Visiter Aleria et ses environs
Pour une plongée dans l’antiquité, direction le musée Jérôme Carcopino ! Installé dans l’ancien fort Génois, le fort Matra, le musée abrite tous les vestiges retrouvés lors des fouilles d’Aléria. Un flashback de 8000 ans. Vous y verrez des céramiques, des vases, des bijoux, des pièces de monnaie, des armes… aux origines Grecques, Etrusques et Romaines, bien sûr.
Pendant que vous êtes dans l’archéologie, profitez-en pour visiter le site d’Aléria (il est gratuit, mais peut-être que l'accompagnement d'un guide local pourrait vous apporter une expérience plus mémorable). La visite donne accès à la ville Romaine avec son forum, son capitole, ses temples, ses thermes et même sa villa. L'ensemble est néanmoins moins spectaculaire que sur d'autres sites similaires en Méditerranée.

Autres distractions : au nord et au sud de la ville, les 2 étangs. Celui de Diane et celui d’Urbino. L’étang de Diane n’est qu’à 3 kilomètres d’Aléria (une idée de promenade à vélo ?). Il est le lac le plus profond de Corse et n’est séparé de la mer à certains endroits que par une bande sableuse d’1 km. Vous pourrez y observer de nombreuses espèces d’oiseaux et de poissons.
L’étang d’Urbino est à la limite sud d’Aléria. Il est bordé par des pozzi (marais), une forêt et des collines. Diversifié. Vous y verrez des parcs pour la culture des huitres et des moules. Une dégustation s'impose alors...

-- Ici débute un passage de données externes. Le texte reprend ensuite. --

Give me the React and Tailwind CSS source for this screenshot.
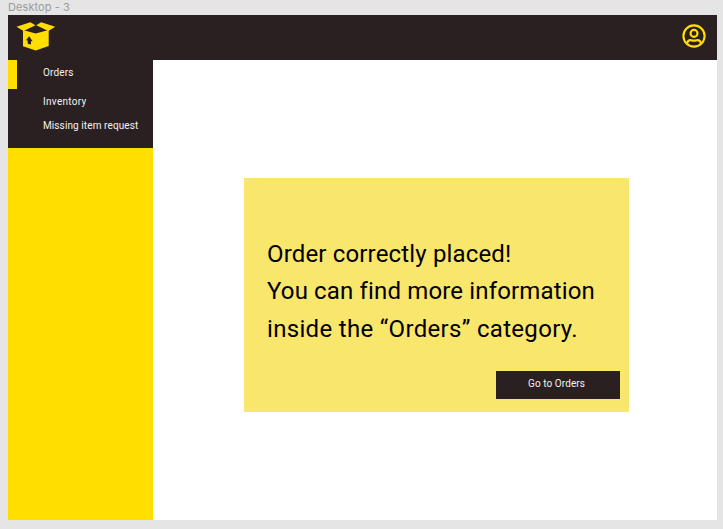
function BoxLogo() {
  return (
    <svg className="block h-[30px] w-[40px]" viewBox="0 0 40 30" fill="#ffde00">
      <path d="M0.500 5.700 14.300 1.300 19.500 4.200 7.500 10Z" />
      <path d="M20.200 4.200 25.200 1.300 39.200 5.700 32.300 10Z" />
      <path fillRule="evenodd" d="M7 9 19.700 12.600 32.700 9V25L19.700 29.400 7 25.300ZM13.200 15.200 9.900 19.300 11.700 19.600V22.700L15 23.500V20.200L16.600 20.300Z" />
    </svg>
  );
}

function UserIcon() {
  return (
    <svg className="block h-6 w-6" viewBox="0 0 24 24" fill="none" stroke="#ffde00" strokeWidth="2.100">
      <circle cx="12" cy="12" r="10.600" />
      <circle cx="12" cy="9.400" r="3.500" />
      <path d="M5.200 19.200C5.600 16.800 7.400 16 9.200 16.200Q12 17.100 14.800 16.200C16.600 16 18.400 16.800 18.800 19.200" />
    </svg>
  );
}

export default function App() {
  return (
    <div className="flex h-[529px] w-[723px] flex-col overflow-hidden bg-[#e5e5e5] pl-2 font-['Roboto',sans-serif]">
      <div className="h-[15px] shrink-0 whitespace-nowrap font-['Inter',sans-serif] text-[11px] leading-[14px] tracking-[0.08px] text-[#9b9b9b]">
        Desktop - 3
      </div>
      <div className="flex h-[505px] w-[709px] shrink-0 flex-col bg-white">
        <header className="flex h-[45px] shrink-0 items-start justify-between bg-[#2b2021] pl-2 pr-[11px]">
          <div className="pt-[6px]"><BoxLogo /></div>
          <div className="pt-[9px]"><UserIcon /></div>
        </header>
        <div className="flex min-h-0 flex-1">
          <aside className="w-[145px] shrink-0 bg-[#ffde00]">
            <nav className="flex h-[88px] bg-[#2b2021] text-[10px] leading-[14px] text-[#f4f2f2]">
              <div className="h-[29px] w-[9px] shrink-0 bg-[#ffde00]" />
              <div className="flex flex-col whitespace-nowrap pl-[26px] pt-[6px]">
                <a className="tracking-[0.15px]">Orders</a>
                <a className="mt-[15px] tracking-[0.300px]">Inventory</a>
                <a className="mt-[10px] tracking-[0.100px]">Missing item request</a>
              </div>
            </nav>
          </aside>
          <main className="flex-1 pl-[91px] pt-[118px]">
            <section className="flex h-[234px] w-[385px] flex-col bg-[#f9e66d] pl-[23px] pr-[9px]">
              <div className="whitespace-nowrap pt-[58px] text-[24px] text-black">
                <p className="leading-[37px] tracking-[0.160px]">Order correctly placed!</p>
                <p className="leading-[37px] tracking-[0.150px]">You can find more information</p>
                <p className="leading-[38px] tracking-[0.320px]">inside the “Orders” category.</p>
              </div>
              <button className="ml-auto mt-[23px] h-7 w-[124px] shrink-0 bg-[#2b2021] pb-[3px] pr-[3px] text-[10px] leading-[14px] tracking-[0.080px] text-[#f4f2f2]">
                Go to Orders
              </button>
            </section>
          </main>
        </div>
      </div>
    </div>
  );
}
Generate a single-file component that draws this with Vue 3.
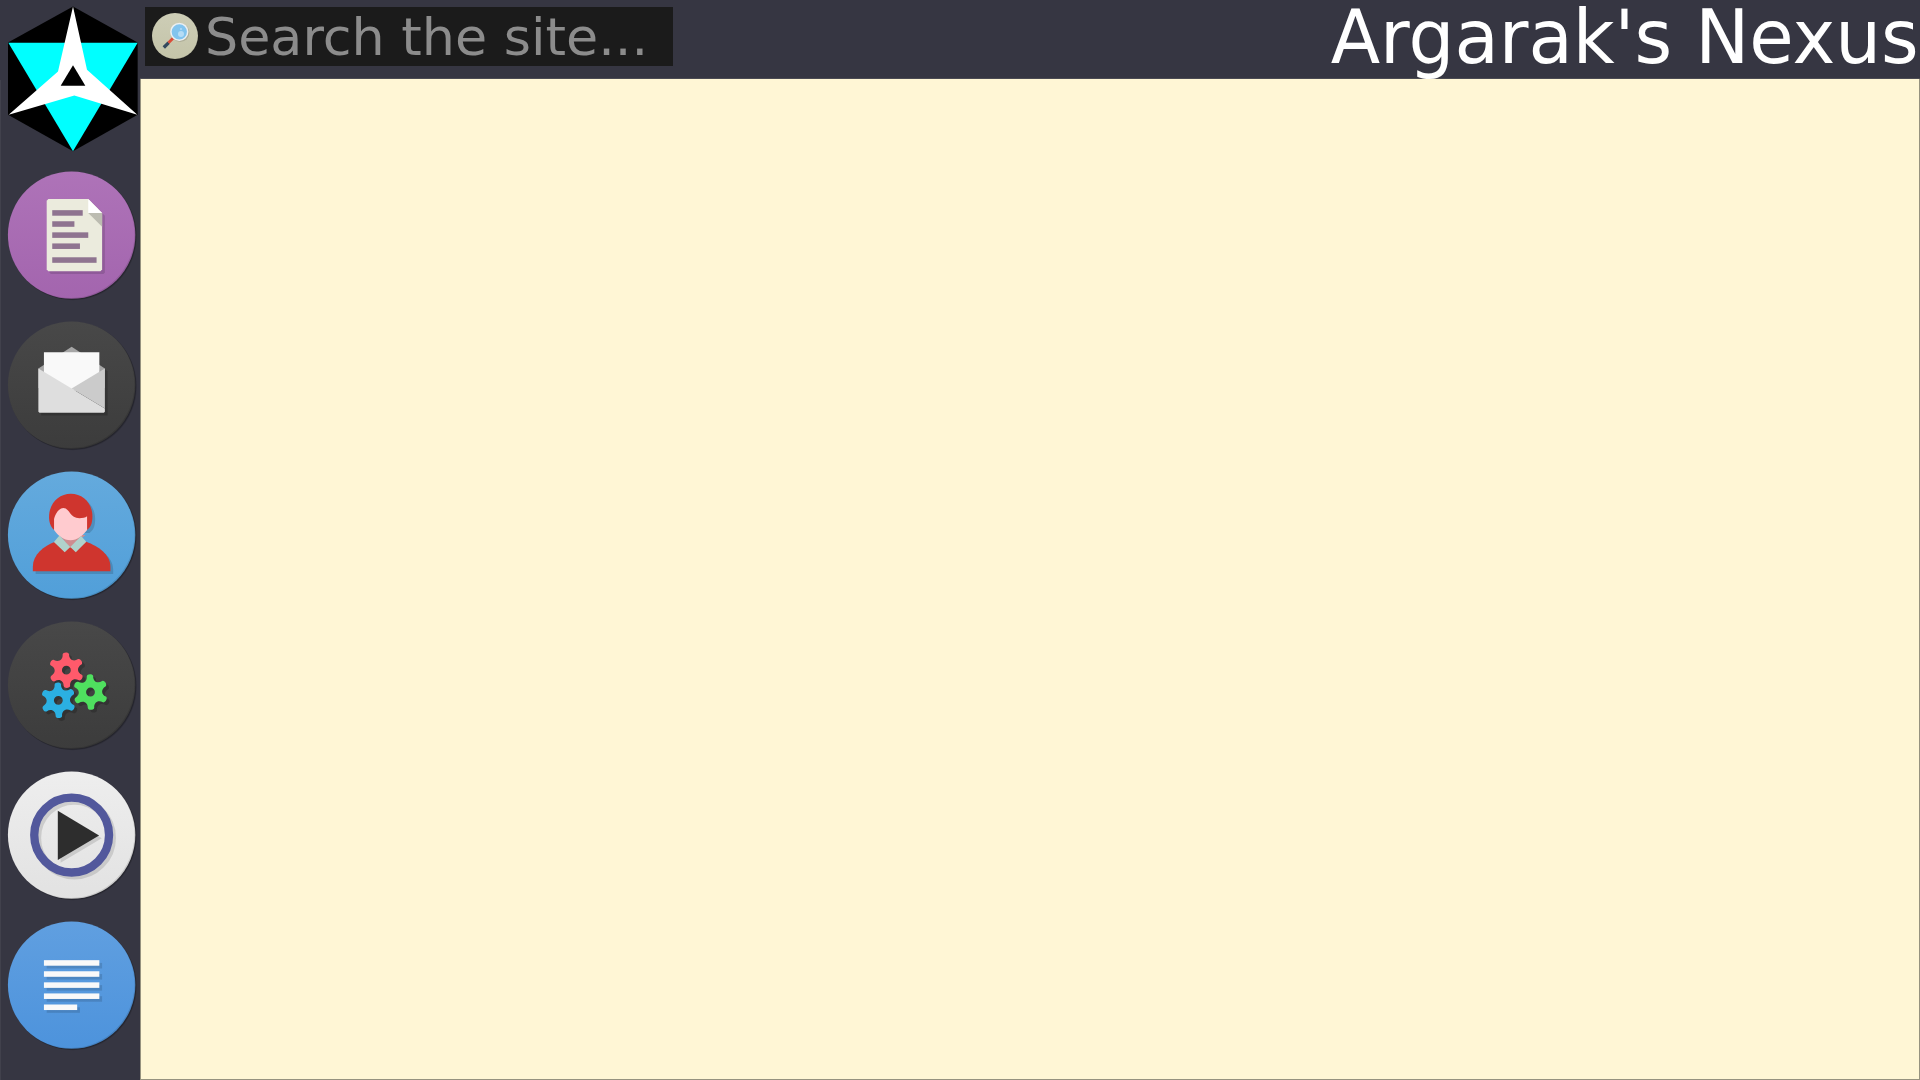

Les plus gourmand(e)s pourront également apprécier le savoir-faire local en termes de viticulture et de production d'alcool ; de nombreux domaines font la réputation de la Corse sur ce territoire, dont la fameuse distillerie Mavella, qui nous a offert le Whisky corse P&M.
Aléria et la "mal'aria"
La plaine n’a pas toujours été cette terre propice à la culture et à l’élevage comme nous la connaissons aujourd’hui. Au 19ème siècle, elle était même devenue invivable. En cause : les moustiques porteurs du paludisme, infectant des milliers de personnes dans la plaine. Il a fallu une pulvérisation massive de DDT sur toute la région après la Seconde Guerre Mondiale pour assainir les plaines.